Sunday, October 22


National Journal paints the bleakest possible picture of our options in Iraq. Various war games and analyses cited in the article have concluded that our options are few, our resources dwindling, our military severely compromised, and both Iraqis and Americans have decided we've "had enough."

The existential dangers for so many of those involved point to another sobering truth: Iraq may have started as a war of choice for the Bush administration, but it has become a war of great and unintended consequences. Immense risks lurk down every strategic road. Given the fractured state of the American body politic, it is almost certainly too late to rally the country behind an all-out war effort -- think tax increases; a war Cabinet; a full mobilization of the National Guard and the Reserves; a civilian reconstruction corps; a larger Army and Marine Corps; longer combat tours for troops; mandatory combat-zone deployments for U.S. diplomats and aid officials; a return to national service; and possibly even a limited draft.

Yet absent a plan that puts the nation on either an all-out wartime footing or the firm path to retreat, the United States is largely condemned to some tweaked-around-the-edges variation of the administration's current approach on Iraq of "muddle through and hand over." And America, the experts agree, is already losing that war.
According to several attendees, the experts' presentations to the dean of the Republican foreign-policy establishment were unremittingly negative on the outlook for the Bush administration's effort to plant the flag of democracy in Iraq.

"There must have been 25 experts in that room from every part of the political spectrum, and I was absolutely struck by how the overwhelming consensus was that things are very bad and getting worse in Iraq," said one participant, a description that was confirmed by others.

Though the Iraq Study Group chaired by former Secretary of State James Baker has pledged to look forward only and not back to the mistakes made in the runup to the war and during the war itself, someone has to.

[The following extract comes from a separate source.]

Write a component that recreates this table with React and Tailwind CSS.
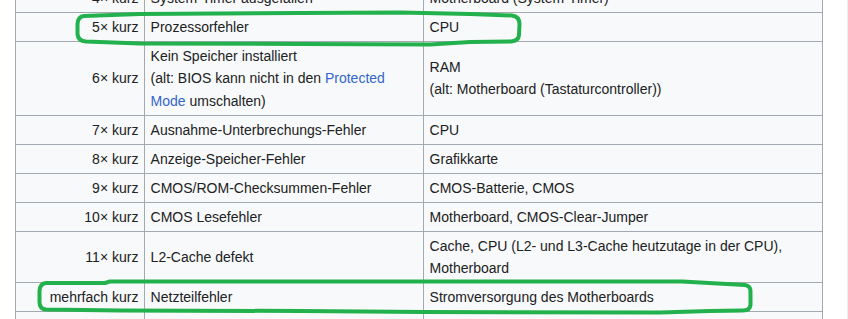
import React from "react";

const rows = [
  { a: "4× kurz", b: "System-Timer ausgefallen", c: "Motherboard (System-Timer)" },
  { a: "5× kurz", b: "Prozessorfehler", c: "CPU" },
  {
    a: "6× kurz",
    b: (
      <>
        Kein Speicher installiert
        <br />
        (alt: BIOS kann nicht in den <span className="text-[#3366cc]">Protected</span>{" "}
        <span className="text-[#3366cc]">Mode</span> umschalten)
      </>
    ),
    c: (
      <>
        RAM
        <br />
        (alt: Motherboard (Tastaturcontroller))
      </>
    ),
  },
  { a: "7× kurz", b: "Ausnahme-Unterbrechungs-Fehler", c: "CPU" },
  { a: "8× kurz", b: "Anzeige-Speicher-Fehler", c: "Grafikkarte" },
  { a: "9× kurz", b: "CMOS/ROM-Checksummen-Fehler", c: "CMOS-Batterie, CMOS" },
  { a: "10× kurz", b: "CMOS Lesefehler", c: "Motherboard, CMOS-Clear-Jumper" },
  {
    a: "11× kurz",
    b: "L2-Cache defekt",
    c: (
      <>
        Cache, CPU (L2- und L3-Cache heutzutage in der CPU),
        <br />
        Motherboard
      </>
    ),
  },
  { a: "mehrfach kurz", b: "Netzteilfehler", c: "Stromversorgung des Motherboards" },
  { a: "", b: "", c: "" },
];

export default function App() {
  return (
    <div
      className="relative w-[848px] h-[319px] overflow-hidden bg-white border-r border-[#ececec] text-[14px] leading-[22.4px] text-[#202122]"
      style={{ fontFamily: '"Liberation Sans", Arial, sans-serif' }}
    >
      <div className="ml-[15px] mt-[-16px] w-[808px] border-l border-r border-[#a2a9b1] bg-[#f8f9fa]">
        {rows.map((r, i) => (
          <div
            key={i}
            className={"flex " + (i === 0 ? "" : "border-t border-[#a2a9b1]")}
          >
            <div className="w-[128px] shrink-0 flex items-center justify-end text-right py-[2.8px] px-[5.6px] min-h-[28px]">
              {r.a}
            </div>
            <div className="w-[279px] shrink-0 flex items-center border-l border-[#a2a9b1] py-[2.8px] px-[5.6px]">
              <div>{r.b}</div>
            </div>
            <div className="w-[399px] shrink-0 flex items-center border-l border-[#a2a9b1] py-[2.8px] px-[5.6px]">
              <div>{r.c}</div>
            </div>
          </div>
        ))}
      </div>
      <svg
        className="absolute left-0 top-0 pointer-events-none"
        width="848"
        height="319"
        viewBox="0 0 848 319"
        fill="none"
        stroke="#22b14c"
        strokeWidth="4"
        strokeLinejoin="round"
        strokeLinecap="round"
      >
        <path d="M84 16 L140 14 L300 13 L400 12.5 L470 14 L512 15.5 Q519.5 16.5 519.5 24 L519 35 Q518.5 41 511 41.5 L470 42 L430 44.5 L300 44 L140 43.5 L86 41.5 Q78 41 77.5 34 L77.5 24 Q78 16.5 84 16 Z" />
        <path d="M46 283 L105 283 L110 281.5 L300 281.5 L682 281.5 L745 285 Q750.5 286 750.5 291 L750.5 305 Q750 310.5 743 310.5 L710 311 L660 312.5 L424 312 L300 311 L120 310.5 L46 309.5 Q39.5 309 39.5 302 L39.5 291 Q40 283.5 46 283 Z" />
      </svg>
    </div>
  );
}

We've got to face, and inform the voting public, the fact that our national security has been compromised by a foreign policy that can't be supported by our institutions. We need smarter analysis, planning and decision-making, which we won't get with this administration or that of any other like-minded Republican.

"The big problem is that the United States today is a military colossus and a diplomatic midget, and that has made for a very unbalanced national security policy," said Joseph Collins, a professor at the National Defense University who was deputy assistant secretary of Defense for stability operations. "The State Department and U.S. AID are only shadows of what they need to be if we're going to conduct this kind of nation building, but Congress just refuses to fund those activities. That leaves a lot of overstressed soldiers in Iraq doing tasks they're not trained for."

Kenneth Pollock, who was one of those most loudly beating the drum for the invasion of Iraq, says he's losing sleep now over the situation in Iraq. He briefed the administration in February "on the need to secure the Iraqi capital and to win the support of its citizens with rapidly reconstituted government services." Their attitude took him aback:

"They insisted that I was exaggerating the problem of the militias and that the new Iraqi government would just make the insurgency go away. Frankly, I was stunned by their attitude," Pollack said. "So we have passed another seven months of missed opportunities, during which Iraq's problems have all gotten worse. My real fear is that we've already passed the make-or-break point and just don't realize it. Historians in five or 10 years may look back and say 2006 was the year we lost Iraq. That's my nightmare."

Pollock's warnings just didn't fit with their "faith-based" assessment.

In her interview tonight on Sixty Minutes, Nancy Pelosi flatly took impeachment off the table if she becomes Speaker, and to be honest I pretty much agree with her -- we don't have time for it. But something more than a change in Congressional majority has to happen to force the hand of the president, to stop or reverse the course of our foreign policy. Even if Dems take both the House and the Senate, our margins are likely to be small, and the president will still have control of the military and foreign policy.

What that something is, I just don't know.